The El Paso County administrator is proposing to fix the county’s building woes in part with a $25 million purchase of two buildings at Corporate Ridge, the former Intel complex.
Hundreds of workers would be moved to new space under the plan. No new tax dollars would be required.
The Department of Health and Human Services, the Department of Health and Environment, Pikes Peak Workforce Center and the Office of Emergency Management would all eventually shift into the new location if commissioners approve the plan next week.
Earlier this year, the county’s citizen budget oversight committee identified $385 million in capital needs over the next three decades. County administrators went to work to find ways to meet those capital needs and presented their plan today before the county board of commissioners. Their proposal would cost considerably less, they said.
The health department, coroner’s office, HHS and the Sheriff’s law enforcement bureau were in “immediate” need of new space and upgraded facilities, officials said.
“We have to ask ourselves, what’s the cost of doing nothing?” said Jeff Greene, county administrator. “Catastrophic failure is imminent. There could be destruction of the building, equipment, furniture, records and evidence.”
Energy costs are also a heavy burden on the county’s budget. Part of the package proposed by Greene includes a $13.1 million contract with Honeywell to upgrade the county’s buildings and make them more energy-efficient.
“They’ve guaranteed us in the contract that we’ll save $700,000 a year in energy costs,” Greene said. “If we don’t, then they cut us a check (for the difference).”

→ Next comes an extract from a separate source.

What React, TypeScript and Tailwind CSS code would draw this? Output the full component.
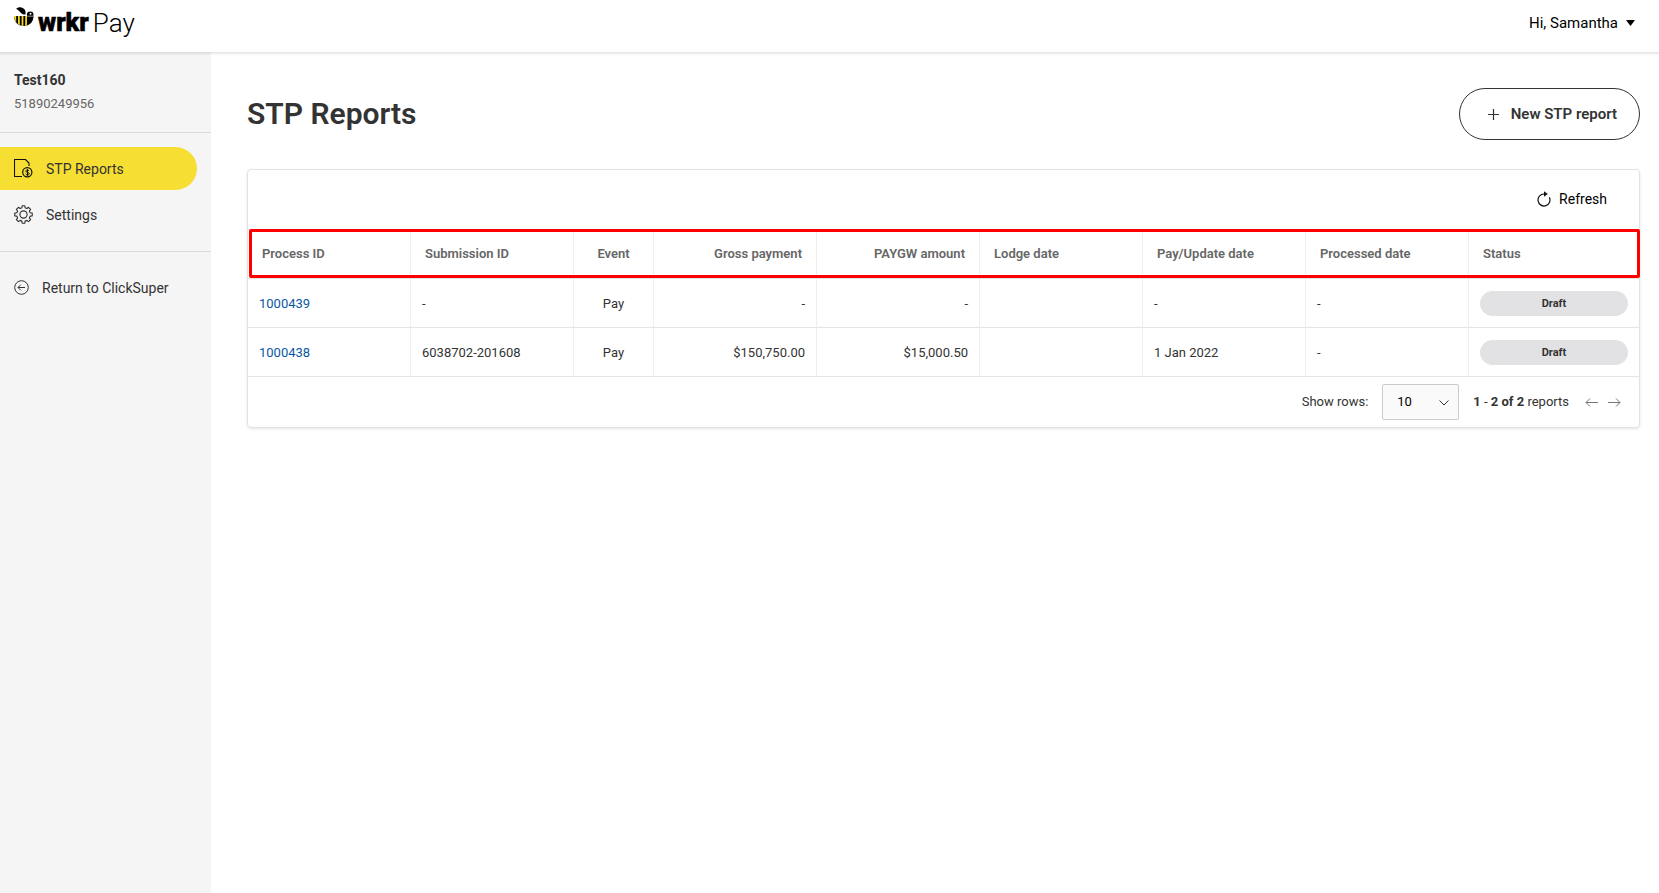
import { ReactNode } from "react";
import clsx from "clsx";

type Align = "left" | "center" | "right";

interface Column {
  key: keyof Report;
  label: string;
  align: Align;
  width: string;
}

interface Report {
  processId: string;
  submissionId: string;
  event: string;
  gross: string;
  paygw: string;
  lodged: string;
  payDate: string;
  processed: string;
  status: string;
}

const columns: Column[] = [
  { key: "processId", label: "Process ID", align: "left", width: "w-[163px]" },
  { key: "submissionId", label: "Submission ID", align: "left", width: "w-[163px]" },
  { key: "event", label: "Event", align: "center", width: "w-[80px]" },
  { key: "gross", label: "Gross payment", align: "right", width: "w-[163px]" },
  { key: "paygw", label: "PAYGW amount", align: "right", width: "w-[163px]" },
  { key: "lodged", label: "Lodge date", align: "left", width: "w-[163px]" },
  { key: "payDate", label: "Pay/Update date", align: "left", width: "w-[163px]" },
  { key: "processed", label: "Processed date", align: "left", width: "w-[163px]" },
  { key: "status", label: "Status", align: "left", width: "w-[170px]" },
];

const reports: Report[] = [
  {
    processId: "1000439",
    submissionId: "-",
    event: "Pay",
    gross: "-",
    paygw: "-",
    lodged: "",
    payDate: "-",
    processed: "-",
    status: "Draft",
  },
  {
    processId: "1000438",
    submissionId: "6038702-201608",
    event: "Pay",
    gross: "$150,750.00",
    paygw: "$15,000.50",
    lodged: "",
    payDate: "1 Jan 2022",
    processed: "-",
    status: "Draft",
  },
];

const alignment: Record<Align, string> = {
  left: "text-left",
  center: "text-center",
  right: "text-right",
};

const BeeIcon = () => (
  <svg width="20" height="20" viewBox="0 0 20 20" aria-hidden="true">
    <path d="M2 1.800C4.500-.8 9-.3 10.800 2.800c.8 1.400.9 2.800.7 4.700C9.600 7.800 8 7.200 6.800 5.800 5.300 4.200 4 2.600 2 1.800Z" fill="#000" />
    <path d="M0 9h19.500c.1 5.800-4 10-9.700 10S0 15 0 9Z" fill="#000" />
    <path d="M0 9h2.200v6.200C.8 13.500.1 11.400 0 9ZM4 9h1.800v9L4 17.100ZM7.600 9h1.800v10l-1.800-.3ZM11.200 9H13v9.400l-1.800.5Z" fill="#f0d722" />
    <circle cx="16.200" cy="7.800" r="3.300" fill="#000" />
    <circle cx="16.500" cy="6.800" r="1" fill="#fff" />
    <path d="M13.200 9.200h6.300" stroke="#fff" strokeWidth=".6" />
  </svg>
);

const ReportIcon = () => (
  <svg width="19" height="19" viewBox="0 0 19 19" fill="none" stroke="#111" aria-hidden="true">
    <path d="M8 17.500H.5V.5h11l3.500 3.500v3" strokeWidth="1.100" />
    <circle cx="13.300" cy="13.300" r="4.600" strokeWidth="1.200" />
    <path d="M15.200 12c-.3-.6-.9-.9-1.700-.9-1 0-1.700.4-1.700 1.100 0 1.700 3.500.8 3.500 2.500 0 .7-.7 1.200-1.800 1.200-.9 0-1.500-.3-1.800-.9M13.500 10.200v6.600" />
  </svg>
);

const GearIcon = () => (
  <svg width="19" height="19" viewBox="0 0 20 20" fill="none" stroke="#333" strokeWidth="1.200" strokeLinejoin="round" aria-hidden="true">
    <path d="M8.300 2.900 8.600.8h2.800l.3 2.100 1.900.8 1.700-1.300 2.200 2.200-1.300 1.700.8 1.900 2.200.4v2.800l-2.200.3-.8 1.900 1.300 1.700-2.200 2.200-1.700-1.300-1.900.8-.3 2.200H8.600L8.300 17l-1.900-.8-1.700 1.300-2.200-2.200 1.300-1.700-.8-1.900-2.200-.3V8.600L3 8.200l.8-1.900-1.300-1.700 2.200-2.200 1.700 1.300Z" />
    <circle cx="10" cy="10" r="3.800" />
  </svg>
);

const ReturnIcon = () => (
  <svg width="15" height="15" viewBox="0 0 15 15" fill="none" stroke="#333" aria-hidden="true">
    <circle cx="7.500" cy="7.500" r="6.800" />
    <path d="M11 7.500H4M6.800 4.700 4 7.500l2.800 2.800" />
  </svg>
);

const RefreshIcon = () => (
  <svg width="14" height="16" viewBox="0 0 14 16" fill="none" aria-hidden="true">
    <path d="M8 3H7a6 6 0 1 0 5.300 3.200" stroke="#111" strokeWidth="1.200" />
    <path d="M7 .2 10.800 3 7 5.800Z" fill="#111" />
  </svg>
);

const ArrowIcon = ({ flipped = false }: { flipped?: boolean }) => (
  <svg width="13" height="9" viewBox="0 0 13 9" fill="none" stroke="#777" aria-hidden="true">
    <path d={flipped ? "M0 4.500h12M8 .5l4 4-4 4" : "M13 4.500H1M5 .5l-4 4 4 4"} />
  </svg>
);

interface NavItemProps {
  icon: ReactNode;
  label: string;
  active?: boolean;
}

const NavItem = ({ icon, label, active }: NavItemProps) => (
  <a
    href="#"
    aria-current={active ? "page" : undefined}
    className={clsx(
      "mr-3.5 flex h-[43px] items-center gap-[13px] rounded-r-full pl-3.5 text-sm text-[#333]",
      active && "bg-[#f7de33]"
    )}
  >
    {icon}
    {label}
  </a>
);

const Header = () => (
  <header className="z-10 flex h-[52px] shrink-0 items-center justify-between pr-6 pl-3.5 pb-1.5 shadow-[0_1px_2px_1px_rgba(0,0,0,0.1)]">
    <a href="#" className="flex items-start pb-1 text-black">
      <BeeIcon />
      <span className="ml-1 pt-1 text-[25px] leading-6 font-black [-webkit-text-stroke:0.5px_#000]">wrkr</span>
      <span className="ml-1 pt-1 text-[26px] leading-6 font-light">Pay</span>
    </a>
    <button type="button" className="flex items-center gap-2 text-[15px] text-black">
      Hi, Samantha
      <svg width="9" height="6" viewBox="0 0 9 6" aria-hidden="true">
        <path d="M0 0h9L4.500 6Z" />
      </svg>
    </button>
  </header>
);

const Sidebar = () => (
  <aside className="w-[211px] shrink-0 bg-[#f5f5f5]">
    <div className="border-b border-[#dadada] pt-[18px] pb-[19px] pl-3.5">
      <p className="text-sm leading-5 font-bold text-[#333]">Test160</p>
      <p className="mt-[5px] text-[13px] leading-[18px] text-[#666]">51890249956</p>
    </div>
    <nav>
      <div className="flex flex-col gap-[3px] border-b border-[#dadada] pt-3.5 pb-[15px]">
        <NavItem icon={<ReportIcon />} label="STP Reports" active />
        <NavItem icon={<GearIcon />} label="Settings" />
      </div>
      <div className="py-3.5">
        <NavItem icon={<ReturnIcon />} label="Return to ClickSuper" />
      </div>
    </nav>
  </aside>
);

const Cell = ({ column, report }: { column: Column; report: Report }) => {
  const value = report[column.key];
  if (column.key === "processId") {
    return (
      <a href="#" className="text-[#0a57a4]">
        {value}
      </a>
    );
  }
  if (column.key === "status") {
    return (
      <span className="block rounded-full bg-[#e2e2e4] text-center text-[11px] leading-[25px] font-bold">
        {value}
      </span>
    );
  }
  return <>{value}</>;
};

const ReportsTable = () => (
  <table className="w-full table-fixed border-separate border-spacing-0 text-[13px]">
    <thead>
      {/* the heading row is highlighted with a red frame */}
      <tr className="relative after:pointer-events-none after:absolute after:top-0 after:-right-px after:bottom-px after:left-px after:rounded-xs after:border-3 after:border-[#f00]">
        {columns.map((column) => (
          <th
            key={column.key}
            scope="col"
            className={clsx(
              "h-[50px] border-y border-r border-[#e4e4e4] border-r-[#efefef] px-3.5 font-semibold text-[#666] last:border-r-0",
              column.width,
              alignment[column.align]
            )}
          >
            {column.label}
          </th>
        ))}
      </tr>
    </thead>
    <tbody>
      {reports.map((report) => (
        <tr key={report.processId}>
          {columns.map((column) => (
            <td
              key={column.key}
              className={clsx(
                "h-[49px] border-r border-b border-[#e4e4e4] border-r-[#efefef] px-[11px] last:border-r-0",
                column.key !== "status" && "pt-px",
                alignment[column.align]
              )}
            >
              <Cell column={column} report={report} />
            </td>
          ))}
        </tr>
      ))}
    </tbody>
  </table>
);

const Pagination = () => (
  <div className="flex h-[50px] items-center justify-end pr-[18px] text-[13px]">
    <label htmlFor="rows">Show rows:</label>
    <div className="relative ml-3.5">
      <select
        id="rows"
        defaultValue="10"
        className="h-9 w-[77px] appearance-none rounded-xs border border-[#ccc] bg-[#fafafa] pl-3.5 text-[13px] text-black"
      >
        <option>10</option>
        <option>25</option>
        <option>50</option>
      </select>
      <svg
        className="pointer-events-none absolute top-4 right-2.5"
        width="10"
        height="6"
        viewBox="0 0 10 6"
        fill="none"
        stroke="#333"
        aria-hidden="true"
      >
        <path d="m.5.5 4.500 4.500L9.500.5" />
      </svg>
    </div>
    <p className="ml-3.5">
      <b>1</b> - <b>2 of 2</b> reports
    </p>
    <button type="button" aria-label="Previous page" className="ml-4">
      <ArrowIcon />
    </button>
    <button type="button" aria-label="Next page" className="ml-2.5">
      <ArrowIcon flipped />
    </button>
  </div>
);

export default function App() {
  return (
    <div className="flex min-h-screen flex-col bg-white font-[Roboto,sans-serif] text-[#333]">
      <Header />
      <div className="flex flex-1">
        <Sidebar />
        <main className="min-w-0 flex-1 pt-9 pr-[19px] pb-9 pl-9">
          <div className="flex items-center justify-between">
            <h1 className="text-[30px] leading-10 font-semibold">STP Reports</h1>
            <button
              type="button"
              className="flex h-[52px] items-center gap-3 rounded-full border border-[#333] px-[22px] pl-7 text-[15px] font-semibold"
            >
              <svg width="11" height="11" viewBox="0 0 11 11" stroke="#333" strokeWidth="1.200" aria-hidden="true">
                <path d="M5.500 0v11M0 5.500h11" />
              </svg>
              New STP report
            </button>
          </div>
          <section className="mt-[29px] rounded-sm border border-[#e2e2e2] shadow-[0_1px_3px_rgba(0,0,0,0.1)]">
            <div className="flex h-[59px] items-center justify-end pr-8 pb-0.5">
              <button type="button" className="flex items-center gap-2 text-sm text-black">
                <RefreshIcon />
                Refresh
              </button>
            </div>
            <ReportsTable />
            <Pagination />
          </section>
        </main>
      </div>
    </div>
  );
}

The plan was designed to reduce maintenance costs, reduce off-site storage and increase parking spaces for the public, he said. The county also would consolidate some services – the clerk and recorder’s offices, the county assessor and the treasurer’s office, for instance – to improve customer service.
Under the plan:
- Centennial Hall would hold the offices of the board of county commissioners, the county administration, county attorney, finance department and public information offices.
- The current county office building will be refurnished to include the sheriff’s law enforcement bureau, administrative functions and training academy.
- The sheriff’s training academy will become the home of the coroner’s administration. The morgue will be expanded and all pathology functions will be moved to that building.
- The existing buildings housing the health department and HHS will be sold, and the money used to pay down the debt.
The total cost of all these moves is $49.5 million, Greene said. Money saved from ending existing leases, as well as local and federal reimbursements, will save the county about $3.1 million a year.
The county will finance the rest using a combination of Build America bonds and tax-exempt lease-purchase securities. The interest rate on these “hybrid” bonds is about 3.98 percent, Greene said.
“This plan addresses 30 years of needs, at a cost much lower than $385 million,” he said. “And it does it without tax increases or service reductions.”
The commissioners will vote on the plan at their next meeting, June 8.